In the Euro area, bank lending is rebounding as recapitalized banks find renewed capacity to extend credit. Since aggressively recapitalizing, European banks have been in a good position to lower funding costs by refinancing legacy capital thus improving margins even without any action from the ECB to lift interest rates. With loan growth rebounding the impact to the bottom line is expected to be significant. The question is whether to invest in equity or CoCos, a decision informed by the risk appetite of the investor.
And in the US, Core PCE, the Fed’s preferred measure of inflation perked up to 1.45% in October from 1.36% in September. The odds are on for a December rate hike (in two weeks time) and for further rate hikes in 2018. The Fed says 3 and the market believes 2. Much will depend on inflation and labour data as it unfolds. For investors, the duration decision is clear. Buy floating rate debt. That means leveraged loans and senior CLO bonds.

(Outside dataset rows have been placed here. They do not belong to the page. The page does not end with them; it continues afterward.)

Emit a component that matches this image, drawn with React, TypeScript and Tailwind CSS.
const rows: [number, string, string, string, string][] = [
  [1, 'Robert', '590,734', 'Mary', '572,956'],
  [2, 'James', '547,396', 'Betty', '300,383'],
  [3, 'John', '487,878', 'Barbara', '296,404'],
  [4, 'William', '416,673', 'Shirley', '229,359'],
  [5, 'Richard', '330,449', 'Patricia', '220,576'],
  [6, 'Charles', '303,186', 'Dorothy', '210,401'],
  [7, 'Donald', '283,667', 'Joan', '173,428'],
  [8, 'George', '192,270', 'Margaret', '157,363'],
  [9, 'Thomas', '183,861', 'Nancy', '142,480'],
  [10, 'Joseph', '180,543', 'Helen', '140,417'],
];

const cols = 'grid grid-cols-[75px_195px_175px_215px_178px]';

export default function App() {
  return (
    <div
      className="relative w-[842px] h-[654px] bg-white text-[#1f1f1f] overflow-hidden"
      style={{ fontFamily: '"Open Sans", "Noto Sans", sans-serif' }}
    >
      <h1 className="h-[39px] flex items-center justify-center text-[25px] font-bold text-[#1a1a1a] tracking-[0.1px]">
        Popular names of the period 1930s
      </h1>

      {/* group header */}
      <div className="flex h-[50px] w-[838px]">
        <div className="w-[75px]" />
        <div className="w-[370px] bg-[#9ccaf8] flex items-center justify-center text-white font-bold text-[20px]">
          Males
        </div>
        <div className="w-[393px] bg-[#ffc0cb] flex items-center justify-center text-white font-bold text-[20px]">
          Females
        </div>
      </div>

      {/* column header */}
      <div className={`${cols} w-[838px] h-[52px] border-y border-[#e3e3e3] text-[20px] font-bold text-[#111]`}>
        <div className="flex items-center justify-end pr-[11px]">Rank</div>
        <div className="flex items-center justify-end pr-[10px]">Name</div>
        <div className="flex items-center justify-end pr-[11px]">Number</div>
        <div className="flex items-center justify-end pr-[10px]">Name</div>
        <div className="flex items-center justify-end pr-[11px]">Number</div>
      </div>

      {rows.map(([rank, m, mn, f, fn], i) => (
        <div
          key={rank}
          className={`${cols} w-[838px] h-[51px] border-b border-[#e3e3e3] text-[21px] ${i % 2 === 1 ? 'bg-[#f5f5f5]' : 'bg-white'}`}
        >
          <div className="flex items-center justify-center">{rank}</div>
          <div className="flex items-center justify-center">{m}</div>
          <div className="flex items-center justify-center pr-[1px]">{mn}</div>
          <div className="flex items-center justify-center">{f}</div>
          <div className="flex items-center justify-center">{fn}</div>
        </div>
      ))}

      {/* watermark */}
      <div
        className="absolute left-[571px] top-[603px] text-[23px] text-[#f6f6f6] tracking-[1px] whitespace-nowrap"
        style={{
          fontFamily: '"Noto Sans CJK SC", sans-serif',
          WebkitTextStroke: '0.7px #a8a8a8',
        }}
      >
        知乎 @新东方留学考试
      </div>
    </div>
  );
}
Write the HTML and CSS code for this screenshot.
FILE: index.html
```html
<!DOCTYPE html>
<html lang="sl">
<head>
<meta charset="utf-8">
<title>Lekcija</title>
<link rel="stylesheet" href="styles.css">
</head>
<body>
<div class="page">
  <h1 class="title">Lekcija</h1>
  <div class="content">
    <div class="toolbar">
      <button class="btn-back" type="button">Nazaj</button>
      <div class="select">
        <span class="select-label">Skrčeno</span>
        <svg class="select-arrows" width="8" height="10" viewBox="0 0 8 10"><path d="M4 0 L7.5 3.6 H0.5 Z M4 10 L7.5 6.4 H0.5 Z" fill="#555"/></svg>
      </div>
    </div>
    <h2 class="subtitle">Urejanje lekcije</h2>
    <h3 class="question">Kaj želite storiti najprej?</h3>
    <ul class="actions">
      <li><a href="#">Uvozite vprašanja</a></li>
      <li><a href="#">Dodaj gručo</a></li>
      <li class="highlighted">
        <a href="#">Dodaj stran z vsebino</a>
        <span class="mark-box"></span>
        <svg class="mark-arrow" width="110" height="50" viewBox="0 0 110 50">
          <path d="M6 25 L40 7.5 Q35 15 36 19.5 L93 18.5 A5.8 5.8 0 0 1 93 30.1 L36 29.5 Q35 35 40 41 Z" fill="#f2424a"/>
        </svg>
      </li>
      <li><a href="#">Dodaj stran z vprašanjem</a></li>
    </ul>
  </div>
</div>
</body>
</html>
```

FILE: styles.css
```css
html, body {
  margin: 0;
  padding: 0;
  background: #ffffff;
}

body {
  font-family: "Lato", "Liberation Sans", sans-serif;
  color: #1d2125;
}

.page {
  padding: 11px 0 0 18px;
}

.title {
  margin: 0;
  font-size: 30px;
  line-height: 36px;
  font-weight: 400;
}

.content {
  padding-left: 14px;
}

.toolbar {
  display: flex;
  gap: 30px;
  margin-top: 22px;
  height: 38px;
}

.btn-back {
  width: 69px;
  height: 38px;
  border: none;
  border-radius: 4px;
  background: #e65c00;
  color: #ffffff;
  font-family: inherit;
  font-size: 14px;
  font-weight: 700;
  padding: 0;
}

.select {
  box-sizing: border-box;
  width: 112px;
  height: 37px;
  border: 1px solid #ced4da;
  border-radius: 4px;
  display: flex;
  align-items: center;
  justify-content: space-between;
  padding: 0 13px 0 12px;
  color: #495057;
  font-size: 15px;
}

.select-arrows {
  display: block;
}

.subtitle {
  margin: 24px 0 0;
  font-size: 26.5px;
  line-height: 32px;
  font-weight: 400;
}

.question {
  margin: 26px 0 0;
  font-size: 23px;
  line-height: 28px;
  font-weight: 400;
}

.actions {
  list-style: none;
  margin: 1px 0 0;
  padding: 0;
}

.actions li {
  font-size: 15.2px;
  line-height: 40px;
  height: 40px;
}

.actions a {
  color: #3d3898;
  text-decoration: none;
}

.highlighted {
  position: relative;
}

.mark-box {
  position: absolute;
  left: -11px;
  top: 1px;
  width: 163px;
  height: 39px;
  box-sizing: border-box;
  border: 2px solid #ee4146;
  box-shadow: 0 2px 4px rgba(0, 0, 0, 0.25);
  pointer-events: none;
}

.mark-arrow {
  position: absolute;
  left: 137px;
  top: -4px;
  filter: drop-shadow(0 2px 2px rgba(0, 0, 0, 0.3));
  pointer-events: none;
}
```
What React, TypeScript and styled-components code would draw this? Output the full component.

On the political front, the US Senate has passed its tax bill. Together with the earlier House tax reform, the stage is set for the so-called Trump tax cuts to be formalized. Despite the progress on the policy front, the President faces more questions about his Russian dealings. The Mueller investigation scored a significant coup in the guilty plea of Michael Flynn who is expected to spill the beans on the Trump team’s dealings with the Russians. Watch this space as it could become fraught.